The CLT was accepted by the board with a vote of 13-1, Inside Higher Ed reported, and Tate has been publicly celebrating the announcement.

“Breaking: It’s official. The Board of Governors in Florida just approved CLT. This means adoption at the University of Florida and Florida State and the entire public university system. I am grateful beyond words to everyone who worked to make this happen over the past 8 years,” he wrote in a statement Friday on X, formerly known as Twitter.

“We will never apologize for promoting classical education. America is in crisis because we have abandoned it. It is an education focused on forming young men and women of good character,” he added in another statement on X Monday. “It teaches them to appreciate rather than denigrate the great gift of Western Civilization.”

Amanda Phalin, a business professor at the University of Florida who was the only board member to vote against using CLT as an alternative to SAT or ACT, told The New York Times that she could not support the use of CLT in college admissions because it lacked “empirical evidence that it is of the same quality as the SAT or ACT.”

Anika T. Prather, a sought-after speaker on the topic of the relevancy of classical studies to the black community, who also serves as director of High Quality Curriculum and Instruction at Johns Hopkins Institute for Education Policy, and worked with the advisory board of Florida’s State University System, said in a blog post that she believes that CLT is harder than the SAT.

“It is a hard test, harder than the SAT, but more enjoyable. It is harder, because it does something that many of our schools do not teach … it makes the students think. We should ALL want this for our kids,” she said.

“The SAT and ACT are still acceptable, so just use those if you do not think your child is ready for a CLT Exam. OR you can begin to expose your child to classical learning so they can have the brilliance of MLK, DuBois, Douglass, Angela Davis, and James Baldwin, to really broaden their horizons … just a thought!”

She also noted that even though the test has the support of Florida Gov. Ron DeSantis and Christian families and colleges, it was created through collaboration with a diverse group of partners and is quite apolitical.

“If we only use politics for the basis of rejecting something, then we may be causing our young people to miss out on an amazing educational experience. My hope is that this exam breaks into every single state in the USA. The CLT Exam was a group effort of blacks, whites, Christians, non-Christians, Muslims, members of the LGBTQ community, liberals, conservatives and so many diverse humans,” she said. “It simply is NOT what it seems.
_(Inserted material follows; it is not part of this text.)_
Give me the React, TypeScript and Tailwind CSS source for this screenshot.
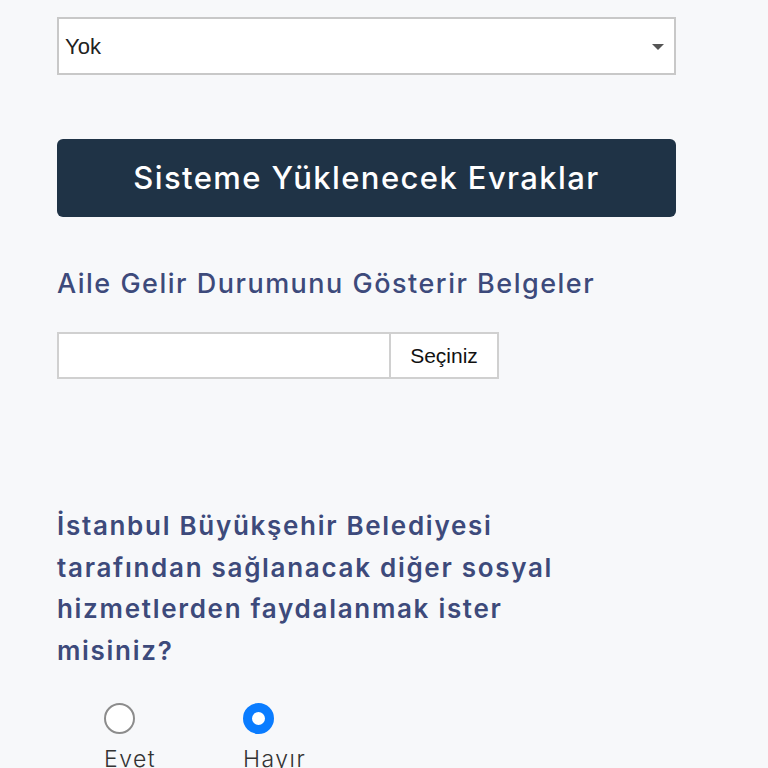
import { useState } from "react";

const headFont = { fontFamily: "Inter, 'Noto Sans', sans-serif" };

const RadioOption: React.FC<{
  label: string;
  checked: boolean;
  onSelect: () => void;
}> = ({ label, checked, onSelect }) => (
  <button
    type="button"
    onClick={onSelect}
    className="flex flex-col items-start w-[62px]"
  >
    <span
      className={
        checked
          ? "block w-[31px] h-[31px] rounded-full border-[9px] border-[#0a7cff] bg-white"
          : "block w-[31px] h-[31px] rounded-full border-[2px] border-[#8c8c8c] bg-white"
      }
    />
    <span
      className="mt-[12px] text-[23px] leading-[26px] font-light tracking-[1.5px] text-[#333]"
      style={headFont}
    >
      {label}
    </span>
  </button>
);

export default function App() {
  const [answer, setAnswer] = useState<"evet" | "hayir">("hayir");

  return (
    <div className="min-h-[768px] bg-[#f7f8fa] px-[57px] pt-[17px]">
      <div className="w-[619px]">
        {/* select */}
        <div className="relative h-[58px] bg-white border-2 border-[#c8c8c8] flex items-center">
          <span
            className="pl-[6px] text-[22px] text-[#222]"
            style={{ fontFamily: "'Liberation Sans', Arial, sans-serif" }}
          >
            Yok
          </span>
          <span className="absolute right-[10px] top-[25px] w-0 h-0 border-l-[6px] border-r-[6px] border-t-[6px] border-l-transparent border-r-transparent border-t-[#555]" />
        </div>

        {/* section header */}
        <div
          className="mt-[64px] h-[78px] rounded-[6px] bg-[#1f3346] flex items-center justify-center text-white text-[31px] font-medium tracking-[1.4px]"
          style={headFont}
        >
          Sisteme Yüklenecek Evraklar
        </div>

        <h3
          className="mt-[51px] text-[27px] leading-[32px] font-medium tracking-[1.5px] text-[#3d4a7b]"
          style={headFont}
        >
          Aile Gelir Durumunu Gösterir Belgeler
        </h3>

        {/* file input */}
        <div
          className="mt-[32px] flex w-[442px] h-[47px] bg-white border-2 border-[#d0d0d0]"
          style={{ fontFamily: "'Liberation Sans', Arial, sans-serif" }}
        >
          <div className="flex-1" />
          <div className="w-[108px] border-l-2 border-[#d0d0d0] flex items-center justify-center text-[21px] text-[#111]">
            Seçiniz
          </div>
        </div>

        <p
          className="mt-[126px] w-[510px] text-[26px] leading-[41.5px] font-semibold tracking-[1.7px] text-[#3d4a7b]"
          style={headFont}
        >
          İstanbul Büyükşehir Belediyesi tarafından sağlanacak diğer sosyal
          hizmetlerden faydalanmak ister misiniz?
        </p>

        <div className="mt-[32px] ml-[47px] flex gap-[77px]">
          <RadioOption
            label="Evet"
            checked={answer === "evet"}
            onSelect={() => setAnswer("evet")}
          />
          <RadioOption
            label="Hayır"
            checked={answer === "hayir"}
            onSelect={() => setAnswer("hayir")}
          />
        </div>
      </div>
    </div>
  );
}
Some of the advisory board members (headed by the brilliant Angel Adams-Parham out of UVA) are Cornell West, me, Jessica Hooten Wilson (who is forever being called woke in the Christian community) and many more.”

Prather, who is also the founder of The Living Water School, which is described as “a unique Christian school for independent learners, based on the educational philosophies of Classical Education and the Sudbury Model,” also made it clear along with several other points that the CLT is not a Christian examination.

“I don’t know how that is possible, when people of different faiths and beliefs helped to create it. Christians were part of that process, but not the only voices,” she explained. “It is an exam created to be used in ALL universities and colleges, so it cannot be Christian.”